__Work instructions__
Scan the listing below. Report each line that includes "index".

###

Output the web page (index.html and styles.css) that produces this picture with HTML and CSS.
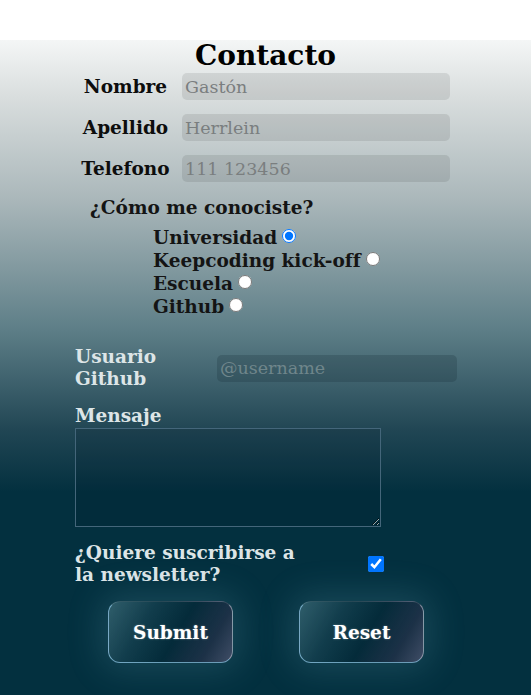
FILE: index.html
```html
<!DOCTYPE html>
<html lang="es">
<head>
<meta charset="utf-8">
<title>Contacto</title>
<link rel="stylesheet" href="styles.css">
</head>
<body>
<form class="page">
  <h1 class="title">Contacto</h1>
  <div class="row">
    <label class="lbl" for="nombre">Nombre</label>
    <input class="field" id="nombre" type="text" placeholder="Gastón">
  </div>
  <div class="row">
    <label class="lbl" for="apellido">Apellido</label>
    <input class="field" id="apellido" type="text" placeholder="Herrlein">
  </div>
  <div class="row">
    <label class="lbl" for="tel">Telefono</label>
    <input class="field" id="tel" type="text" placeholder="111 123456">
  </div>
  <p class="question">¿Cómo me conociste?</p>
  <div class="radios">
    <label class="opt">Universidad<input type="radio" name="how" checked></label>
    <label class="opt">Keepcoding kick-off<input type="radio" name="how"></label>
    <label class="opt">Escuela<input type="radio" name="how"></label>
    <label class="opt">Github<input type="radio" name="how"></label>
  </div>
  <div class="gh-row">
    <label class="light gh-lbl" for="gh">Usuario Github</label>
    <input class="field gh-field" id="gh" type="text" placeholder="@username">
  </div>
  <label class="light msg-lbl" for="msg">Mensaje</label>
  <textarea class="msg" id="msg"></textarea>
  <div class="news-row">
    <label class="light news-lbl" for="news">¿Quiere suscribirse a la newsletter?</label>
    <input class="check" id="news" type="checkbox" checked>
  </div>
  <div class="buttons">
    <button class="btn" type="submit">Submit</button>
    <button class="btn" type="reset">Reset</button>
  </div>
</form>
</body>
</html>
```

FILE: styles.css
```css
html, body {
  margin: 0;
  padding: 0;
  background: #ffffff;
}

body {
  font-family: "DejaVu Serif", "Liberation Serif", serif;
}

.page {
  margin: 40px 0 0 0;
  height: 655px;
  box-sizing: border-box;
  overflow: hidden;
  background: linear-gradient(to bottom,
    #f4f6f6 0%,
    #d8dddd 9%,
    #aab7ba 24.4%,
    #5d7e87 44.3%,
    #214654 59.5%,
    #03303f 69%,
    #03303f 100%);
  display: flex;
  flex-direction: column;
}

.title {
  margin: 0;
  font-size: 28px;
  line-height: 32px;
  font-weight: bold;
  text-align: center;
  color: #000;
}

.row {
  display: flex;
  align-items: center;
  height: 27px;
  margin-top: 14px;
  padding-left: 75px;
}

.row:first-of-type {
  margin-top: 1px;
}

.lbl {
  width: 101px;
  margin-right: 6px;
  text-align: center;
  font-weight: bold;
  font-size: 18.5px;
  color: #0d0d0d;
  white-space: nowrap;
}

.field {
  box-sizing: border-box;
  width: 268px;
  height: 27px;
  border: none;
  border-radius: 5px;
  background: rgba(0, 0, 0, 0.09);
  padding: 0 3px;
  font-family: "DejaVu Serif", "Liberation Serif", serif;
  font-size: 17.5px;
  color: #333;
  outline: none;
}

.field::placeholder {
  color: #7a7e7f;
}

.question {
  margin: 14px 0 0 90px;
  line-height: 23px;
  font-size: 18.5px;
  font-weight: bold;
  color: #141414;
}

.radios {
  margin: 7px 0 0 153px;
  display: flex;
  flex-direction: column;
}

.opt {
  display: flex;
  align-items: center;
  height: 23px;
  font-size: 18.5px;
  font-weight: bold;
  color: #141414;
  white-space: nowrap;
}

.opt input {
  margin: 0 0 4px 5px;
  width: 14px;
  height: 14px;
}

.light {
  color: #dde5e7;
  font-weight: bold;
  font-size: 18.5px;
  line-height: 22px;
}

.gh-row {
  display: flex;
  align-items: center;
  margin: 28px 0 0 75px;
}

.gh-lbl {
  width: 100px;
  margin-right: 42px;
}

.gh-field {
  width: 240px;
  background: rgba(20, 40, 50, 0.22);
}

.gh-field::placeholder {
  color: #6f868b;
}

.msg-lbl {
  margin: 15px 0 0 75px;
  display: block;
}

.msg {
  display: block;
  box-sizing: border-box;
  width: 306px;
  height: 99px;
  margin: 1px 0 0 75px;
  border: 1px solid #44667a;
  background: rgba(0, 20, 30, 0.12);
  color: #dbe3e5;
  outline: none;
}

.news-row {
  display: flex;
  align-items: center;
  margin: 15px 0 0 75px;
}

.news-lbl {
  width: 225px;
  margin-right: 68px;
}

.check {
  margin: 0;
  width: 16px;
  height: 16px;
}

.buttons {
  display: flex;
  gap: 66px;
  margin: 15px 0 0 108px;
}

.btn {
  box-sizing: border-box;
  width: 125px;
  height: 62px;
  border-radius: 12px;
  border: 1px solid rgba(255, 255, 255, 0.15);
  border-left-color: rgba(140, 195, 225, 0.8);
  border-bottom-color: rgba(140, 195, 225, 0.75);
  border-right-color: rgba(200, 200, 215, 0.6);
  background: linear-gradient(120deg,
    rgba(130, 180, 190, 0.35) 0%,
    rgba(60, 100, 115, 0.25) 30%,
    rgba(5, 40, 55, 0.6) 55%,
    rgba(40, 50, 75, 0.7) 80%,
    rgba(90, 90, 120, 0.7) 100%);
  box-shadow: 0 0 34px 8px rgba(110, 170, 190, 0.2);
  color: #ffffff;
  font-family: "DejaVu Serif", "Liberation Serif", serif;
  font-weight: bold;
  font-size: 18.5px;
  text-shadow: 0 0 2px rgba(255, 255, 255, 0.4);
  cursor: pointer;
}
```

###

__Response to this exercise__
Output the web page (index.html and styles.css) that produces this picture with HTML and CSS.
FILE: index.html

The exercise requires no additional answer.